Rachel Reeves, Chancellor of the Exchequer

The timing matters. As export controls on advanced semiconductors tighten globally, nations are competing to attract chip manufacturers and computing infrastructure to their borders. AMD's commitment signals that the UK has successfully positioned itself as an attractive destination for that investment, not through subsidies alone but through a combination of talent, research excellence, and a clear government strategy.

What Does This Mean for Other Nations Pursuing Sovereign AI?

The AMD announcement offers a template that other countries may follow. Rather than viewing sovereign AI as a purely domestic challenge, nations can attract multinational technology companies by offering stable regulatory environments, world-class research institutions, and clear government commitment to AI innovation. The UK's approach combines three elements: access to global talent through immigration policy, investment in research infrastructure through government funding, and partnerships with private companies that benefit from having reliable, high-performance computing capacity in a stable market.

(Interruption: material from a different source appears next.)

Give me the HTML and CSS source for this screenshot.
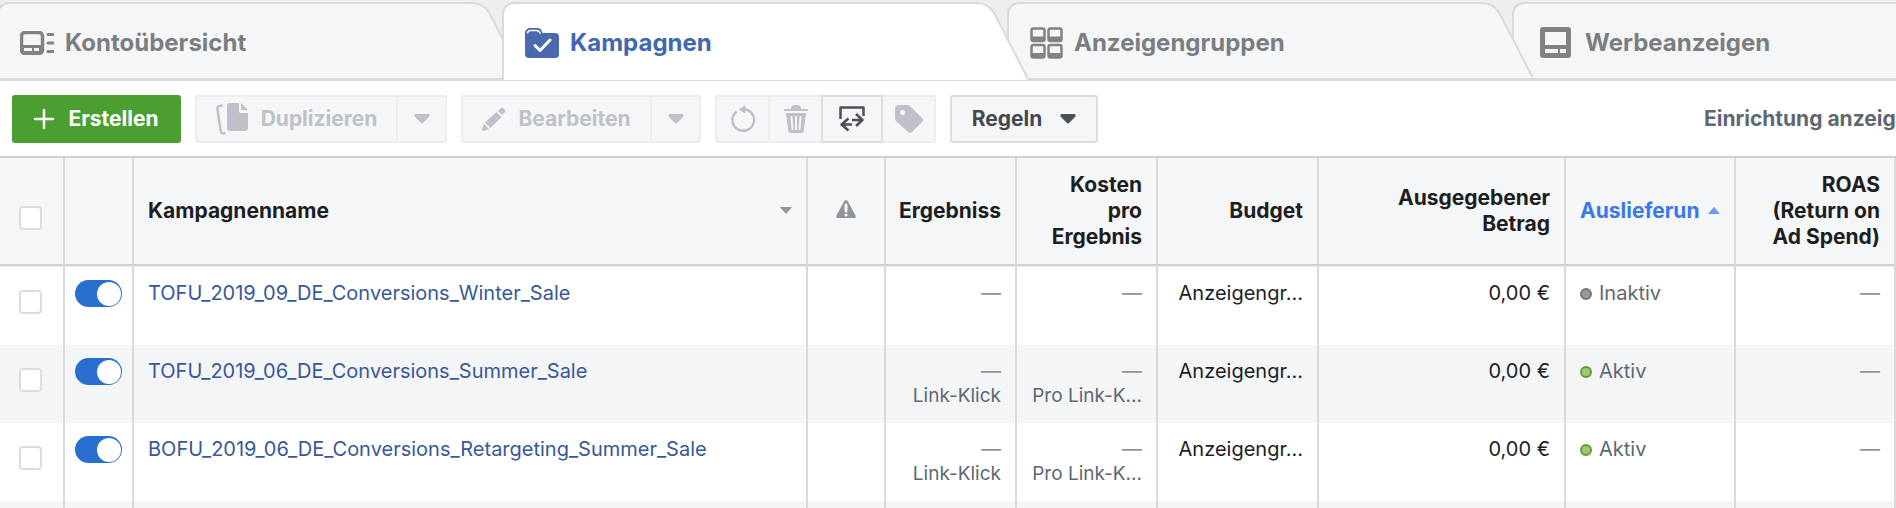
FILE: index.html
```
<!DOCTYPE html>
<html lang="de">
<head>
    <meta charset="UTF-8">
    <meta name="viewport" content="width=device-width, initial-scale=1.0">
    <title>Werbeanzeigenmanager</title>
    <link rel="stylesheet" href="styles.css">
</head>
<body>

    <!-- Reiter -->
    <nav class="tabs">
        <a href="#" class="tab">
            <svg class="tab-cap" viewBox="0 0 54 78"><path class="fill" d="M0 1C9 1 15 4 19 11L53 76V78H0Z"/><path class="line" d="M0 1C9 1 15 4 19 11L53 77"/></svg>
            <svg class="tab-icon" width="34" height="24" viewBox="0 0 34 24"><rect x="1.500" y="1.500" width="21" height="21" rx="3.500" fill="none" stroke="#828282" stroke-width="3.500"/><path d="M2 14h20v8H2z" fill="#828282"/><path d="M4 17h8v3H4zM14 17h5v3h-5z" fill="#f5f6f8"/><path d="M28 3.500h5M28 12h5M28 20.500h5" stroke="#828282" stroke-width="3" stroke-linecap="round"/></svg>
            <span>Kontoübersicht</span>
        </a>
        <a href="#" class="tab active">
            <svg class="tab-cap" viewBox="0 0 54 78"><path class="fill" d="M0 1C9 1 15 4 19 11L53 76V78H0Z"/><path class="line" d="M0 1C9 1 15 4 19 11L53 77"/></svg>
            <svg class="tab-icon" width="34" height="30" viewBox="0 0 34 30"><path d="M0 5a5 5 0 0 1 5-5h7a5 5 0 0 1 5 4l1 1h12a4 4 0 0 1 4 4v17a4 4 0 0 1-4 4H4a4 4 0 0 1-4-4z" fill="#4a69ae"/><path d="M2.500 5.500c0-2 1-3 3-3h6c2 0 3 1 4 3" fill="none" stroke="#fff" stroke-width="1.500"/><path d="M10 17.500l5 5L25 12" fill="none" stroke="#fff" stroke-width="3" stroke-linecap="round" stroke-linejoin="round"/></svg>
            <span>Kampagnen</span>
        </a>
        <a href="#" class="tab">
            <svg class="tab-cap" viewBox="0 0 54 78"><path class="fill" d="M0 1C9 1 15 4 19 11L53 76V78H0Z"/><path class="line" d="M0 1C9 1 15 4 19 11L53 77"/></svg>
            <svg class="tab-icon" width="33" height="32" viewBox="0 0 33 32"><g fill="none" stroke="#828282" stroke-width="2.500"><rect x="1.500" y="1.500" width="13" height="12.500" rx="2"/><rect x="18.500" y="1.500" width="13" height="12.500" rx="2"/><rect x="1.500" y="18" width="13" height="12.500" rx="2"/><rect x="18.500" y="18" width="13" height="12.500" rx="2"/></g><path d="M2 9.500h12v5H2zM19 9.500h12v5H19zM2 26h12v5H2zM19 26h12v5H19z" fill="#828282"/></svg>
            <span>Anzeigengruppen</span>
        </a>
        <a href="#" class="tab last">
            <svg class="tab-icon" width="31" height="31" viewBox="0 0 31 31"><path fill-rule="evenodd" d="M3 0h25a3 3 0 0 1 3 3v25a3 3 0 0 1-3 3H3a3 3 0 0 1-3-3V3a3 3 0 0 1 3-3zM5 5v13h21V5zM5 22v4h13v-4zM20 22v4h6v-4z" fill="#828282"/></svg>
            <span>Werbeanzeigen</span>
        </a>
    </nav>

    <!-- Werkzeugleiste -->
    <div class="toolbar">
        <button class="btn create">
            <svg width="20" height="20" viewBox="0 0 20 20"><path d="M10 1v18M1 10h18" stroke="#fff" stroke-width="2.500" stroke-linecap="round"/></svg>
            Erstellen
        </button>

        <div class="group">
            <button class="btn duplicate" disabled>
                <svg width="33" height="33" viewBox="0 0 33 33"><path d="M7 3.500L4 4c-2 0-3 1-2.500 3l3 21c0 3 2 4 5 3" fill="none" stroke="#bec1c9" stroke-width="2.500"/><path d="M14 1h9v8a2 2 0 0 0 2 2h7v15a3 3 0 0 1-3 3H14a3 3 0 0 1-3-3V4a3 3 0 0 1 3-3zM25 1l7 7h-7z" fill="#bec1c9"/></svg>
                Duplizieren
            </button>
            <button class="btn arrow" disabled aria-label="Mehr Optionen zum Duplizieren">
                <svg width="16" height="10" viewBox="0 0 16 10"><path d="M2 0h12c2 0 2 2 1 3L9 9q-1 1-2 0L1 3C0 2 0 0 2 0z" fill="#bec1c9"/></svg>
            </button>
        </div>

        <div class="group">
            <button class="btn edit" disabled>
                <svg width="24" height="24" viewBox="0 0 24 24"><path d="M16 4l3-3q1-1 2 0l2 2q1 1 0 2l-3 3zM14.500 5l5 5L8.500 21l-5.500-5.500zM2 17l5 5-5 2q-2 0-2-2z" fill="#bec1c9"/></svg>
                Bearbeiten
            </button>
            <button class="btn arrow" disabled aria-label="Mehr Optionen zum Bearbeiten">
                <svg width="16" height="10" viewBox="0 0 16 10"><path d="M2 0h12c2 0 2 2 1 3L9 9q-1 1-2 0L1 3C0 2 0 0 2 0z" fill="#bec1c9"/></svg>
            </button>
        </div>

        <div class="group icons">
            <button class="btn" disabled aria-label="Zurücksetzen">
                <svg width="26" height="28" viewBox="0 0 26 28"><path d="M6 7a10.800 10.800 0 1 0 7-2.800" fill="none" stroke="#bec1c9" stroke-width="2.500" stroke-linecap="round"/><path d="M15 1v7L9.500 4.500z" fill="#bec1c9" stroke="#bec1c9" stroke-linejoin="round"/></svg>
            </button>
            <button class="btn" disabled aria-label="Löschen">
                <svg width="24" height="28" viewBox="0 0 24 28"><path d="M1 5h22M8 4q0-3 3-3h2q3 0 3 3" fill="#bec1c9" stroke="#bec1c9" stroke-width="2" stroke-linecap="round"/><path d="M2 8h20l-2 17q0 3-3 3H7q-3 0-3-3z" fill="#bec1c9"/><path d="M7.500 12l1 12M12 12v12M16.500 12l-1 12" stroke="#f5f6f8" stroke-width="2" stroke-linecap="round"/></svg>
            </button>
            <button class="btn selected" aria-label="Exportieren und importieren">
                <svg width="26" height="26" viewBox="0 0 26 26" fill="none" stroke="#4b4f56" stroke-width="2.500" stroke-linejoin="round"><path d="M1.500 13V1.500h23V10"/><path d="M13 14h11M17 8l6.500 6-6.500 6M13 18.500H3M9.500 12.500l-7 6 7 6"/></svg>
            </button>
            <button class="btn" disabled aria-label="Tag hinzufügen">
                <svg width="28" height="28" viewBox="0 0 28 28"><path fill-rule="evenodd" d="M0 4a4 4 0 0 1 4-4h8q2 0 3 1l12 12q2 2 0 4L17 27q-2 2-4 0L1 16q-1-1-1-3zM7.500 5a2.500 2.500 0 1 0 0 5 2.500 2.500 0 0 0 0-5z" fill="#bec1c9"/></svg>
            </button>
        </div>

        <button class="btn rules">
            Regeln
            <svg width="16" height="10" viewBox="0 0 16 10"><path d="M2 0h12c2 0 2 2 1 3L9 9q-1 1-2 0L1 3C0 2 0 0 2 0z" fill="#4b4f56"/></svg>
        </button>

        <a href="#" class="setup">Einrichtung anzeig</a>
    </div>

    <!-- Kampagnentabelle -->
    <table class="campaigns">
        <colgroup>
            <col class="c-check">
            <col class="c-toggle">
            <col>
            <col class="c-warn">
            <col class="c-result">
            <col class="c-cost">
            <col class="c-budget">
            <col class="c-spent">
            <col class="c-status">
            <col class="c-roas">
        </colgroup>
        <thead>
            <tr>
                <th class="check"><input type="checkbox" aria-label="Alle auswählen"></th>
                <th></th>
                <th><div class="sort"><span>Kampagnenname</span><svg width="12" height="8" viewBox="0 0 12 8"><path d="M0 0h12L6 7z" fill="#90949c"/></svg></div></th>
                <th class="warn"><svg width="20" height="18" viewBox="0 0 20 18"><path d="M8 1.500q2-3 4 0l7.500 14q1 2.500-1.500 2.500H2q-2.500 0-1.500-2.500z" fill="#90949c"/><path d="M10 5v6" stroke="#f5f6f8" stroke-width="3" stroke-linecap="round"/><circle cx="10" cy="15" r="1.600" fill="#f5f6f8"/></svg></th>
                <th class="num tight">Ergebniss</th>
                <th class="num">Kosten<br>pro<br>Ergebnis</th>
                <th class="num">Budget</th>
                <th class="num">Ausgegebener<br>Betrag</th>
                <th class="sorted"><div class="sort"><span>Auslieferun</span><svg width="12" height="8" viewBox="0 0 12 8"><path d="M0 7h12L6 0z" fill="#6798f5"/></svg></div></th>
                <th class="num">ROAS<br>(Return on<br>Ad Spend)</th>
            </tr>
        </thead>
        <tbody>
            <tr>
                <td class="check"><input type="checkbox" aria-label="Winter Sale auswählen"></td>
                <td class="switch"><input type="checkbox" class="toggle" checked aria-label="Winter Sale ein/aus"></td>
                <td><a href="#">TOFU_2019_09_DE_Conversions_Winter_Sale</a></td>
                <td></td>
                <td class="num dash">—</td>
                <td class="num dash">—</td>
                <td class="num">Anzeigengr...</td>
                <td class="num">0,00 €</td>
                <td class="status"><i class="dot"></i>Inaktiv</td>
                <td class="num dash">—</td>
            </tr>
            <tr>
                <td class="check"><input type="checkbox" aria-label="Summer Sale auswählen"></td>
                <td class="switch"><input type="checkbox" class="toggle" checked aria-label="Summer Sale ein/aus"></td>
                <td><a href="#">TOFU_2019_06_DE_Conversions_Summer_Sale</a></td>
                <td></td>
                <td class="num dash">—<small>Link-Klick</small></td>
                <td class="num dash">—<small>Pro Link-K...</small></td>
                <td class="num">Anzeigengr...</td>
                <td class="num">0,00 €</td>
                <td class="status"><i class="dot on"></i>Aktiv</td>
                <td class="num dash">—</td>
            </tr>
            <tr>
                <td class="check"><input type="checkbox" aria-label="Retargeting auswählen"></td>
                <td class="switch"><input type="checkbox" class="toggle" checked aria-label="Retargeting ein/aus"></td>
                <td><a href="#">BOFU_2019_06_DE_Conversions_Retargeting_Summer_Sale</a></td>
                <td></td>
                <td class="num dash">—<small>Link-Klick</small></td>
                <td class="num dash">—<small>Pro Link-K...</small></td>
                <td class="num">Anzeigengr...</td>
                <td class="num">0,00 €</td>
                <td class="status"><i class="dot on"></i>Aktiv</td>
                <td class="num dash">—</td>
            </tr>
            <tr class="rest">
                <td></td><td></td><td></td><td></td><td></td><td></td><td></td><td></td><td></td><td></td>
            </tr>
        </tbody>
    </table>

</body>
</html>
```

FILE: styles.css
```
* {
    box-sizing: border-box;
}

body {
    margin: 0;
    overflow-x: hidden;
    background-color: #fff;
    color: #1c1e21;
    font-family: Inter, "Liberation Sans", sans-serif;
    font-size: 20px;
    line-height: 26px;
}

a {
    color: #385898;
    text-decoration: none;
}

svg {
    flex: none;
}

/* Reiter */
.tabs {
    display: flex;
    height: 81px;
    padding-top: 2px;
    margin-left: -3px;
    background-color: #edeef0;
    border-bottom: 1px solid #d9dadc;
}

.tab {
    position: relative;
    display: flex;
    align-items: center;
    flex: 0 0 505px;
    padding-top: 3px;
    padding-left: 23px;
    color: #7b7d80;
    font-size: 24px;
    font-weight: 700;
}

/* linke Kante und Oberkante, die Schräge rechts kommt aus .tab-cap */
.tab::before {
    content: "";
    position: absolute;
    top: 0;
    bottom: 0;
    left: 0;
    width: 474px;
    border: 2px solid #d9dadc;
    border-right: none;
    border-radius: 12px 0 0 0;
    background-color: #f5f6f8;
}

.tab-cap {
    position: absolute;
    top: 0;
    left: 473px;
    width: 54px;
    height: 78px;
    z-index: 1;
}

.tab-cap .fill {
    fill: #f5f6f8;
}

.tab-cap .line {
    fill: none;
    stroke: #d9dadc;
    stroke-width: 2;
}

.tab:not(.active) .tab-cap {
    border-bottom: 2px solid #d9dadc;
}

.tab:first-child .tab-cap {
    z-index: 0;
}

.tab-icon,
.tab span {
    position: relative;
    z-index: 2;
}

.tab span {
    margin-left: 11px;
}

.tab.active {
    color: #4267b2;
}

.tab.active::before {
    z-index: 1;
    background-color: #fff;
    border-bottom: none;
}

.tab.active .tab-cap .fill {
    fill: #fff;
}

.tab.last {
    flex: 1 0 0;
    padding-left: 28px;
}

.tab.last::before {
    width: 100%;
}

.tab.last span {
    margin-left: 14px;
}

/* Werkzeugleiste */
.toolbar {
    display: flex;
    align-items: center;
    gap: 14px;
    height: 75px;
    padding-left: 12px;
}

.btn {
    display: flex;
    align-items: center;
    justify-content: center;
    flex: none;
    height: 48px;
    margin: 0;
    padding: 0;
    background-color: #f5f6f8;
    border: 2px solid #dadde1;
    border-radius: 3px;
    color: #444950;
    font-family: inherit;
    font-size: 21px;
    font-weight: 700;
}

.btn:disabled {
    border-color: #ebedf0;
    color: #bec1c9;
}

.create {
    width: 169px;
    gap: 14px;
    background-color: #4a9f30;
    border-color: #4a9f30;
    color: #fff;
}

.group {
    display: flex;
}

.group .btn + .btn {
    margin-left: -2px;
}

.group .btn:not(:first-child) {
    border-top-left-radius: 0;
    border-bottom-left-radius: 0;
}

.group .btn:not(:last-child) {
    border-top-right-radius: 0;
    border-bottom-right-radius: 0;
}

.duplicate {
    width: 203px;
    gap: 12px;
}

.edit {
    width: 191px;
    gap: 12px;
}

.arrow {
    width: 51px;
}

.icons .btn {
    width: 55px;
}

.icons .selected {
    position: relative;
    width: 62px;
}

.rules {
    width: 148px;
    gap: 18px;
}

.setup {
    flex: none;
    width: 192px;
    margin-left: auto;
    color: #606770;
    font-size: 21px;
    font-weight: 700;
    white-space: nowrap;
}

/* Tabelle */
.campaigns {
    width: 100%;
    table-layout: fixed;
    border-collapse: separate;
    border-spacing: 0;
    border-top: 2px solid #cfd1d4;
}

.c-check { width: 65px; }
.c-toggle { width: 69px; }
.c-warn { width: 78px; }
.c-result { width: 131px; }
.c-cost { width: 141px; }
.c-budget { width: 161px; }
.c-spent { width: 247px; }
.c-status { width: 170px; }
.c-roas { width: 160px; }

.campaigns th,
.campaigns td {
    padding: 0 14px;
    border-right: 2px solid #d9dadc;
    text-align: left;
    white-space: nowrap;
}

.campaigns th {
    height: 108px;
    background-color: #f5f6f8;
    border-bottom: 2px solid #cfd1d4;
    font-size: 21px;
    font-weight: 700;
}

.campaigns td {
    height: 78px;
    padding-top: 13px;
    vertical-align: top;
}

.campaigns tbody tr:first-child td {
    height: 79px;
    border-top: 1px solid #e9ebee;
}

.campaigns tbody tr:nth-child(even) {
    background-color: #f4f5f7;
}

.campaigns .rest td {
    height: 7px;
    padding: 0;
}

.campaigns .num {
    text-align: right;
}

.campaigns .tight {
    padding-left: 0;
}

.campaigns .warn {
    text-align: center;
}

.sort {
    display: flex;
    align-items: center;
    justify-content: space-between;
}

.sorted {
    color: #3b78e7;
}

.campaigns .check {
    padding-left: 19px;
}

.campaigns th.check {
    padding-top: 14px;
}

.campaigns td.check {
    padding-top: 23px;
}

.check input {
    appearance: none;
    display: block;
    width: 23px;
    height: 24px;
    margin: 0;
    background-color: #fff;
    border: 2px solid #dadde1;
    border-radius: 4px;
}

.campaigns .switch {
    padding-left: 10px;
}

.toggle {
    appearance: none;
    display: flex;
    justify-content: flex-end;
    width: 47px;
    height: 27px;
    margin: 0;
    padding: 2px 1px;
    background-color: #286fd0;
    border-radius: 14px;
}

.toggle::before {
    content: "";
    width: 24px;
    height: 24px;
    background-color: #fff;
    border-radius: 50%;
}

.dash {
    color: #90949c;
}

.campaigns small {
    display: block;
    color: #606770;
    font-size: 19px;
    line-height: 24px;
}

.status {
    color: #606770;
}

.dot {
    display: inline-block;
    width: 12px;
    height: 12px;
    margin-right: 7px;
    background-color: #999;
    border: 2px solid #777;
    border-radius: 50%;
}

.dot.on {
    background-color: #a3c76d;
    border-color: #5d9f34;
}
```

For companies like AMD, the arrangement works because it provides long-term certainty about demand for their products and positions them as essential partners in a major economy's AI strategy. For the UK, it means building sovereign AI capacity without bearing the full cost of development and without relying on a single government-owned vendor. The model suggests that national AI independence does not require complete autarky but rather strategic partnerships where national interests and commercial interests overlap.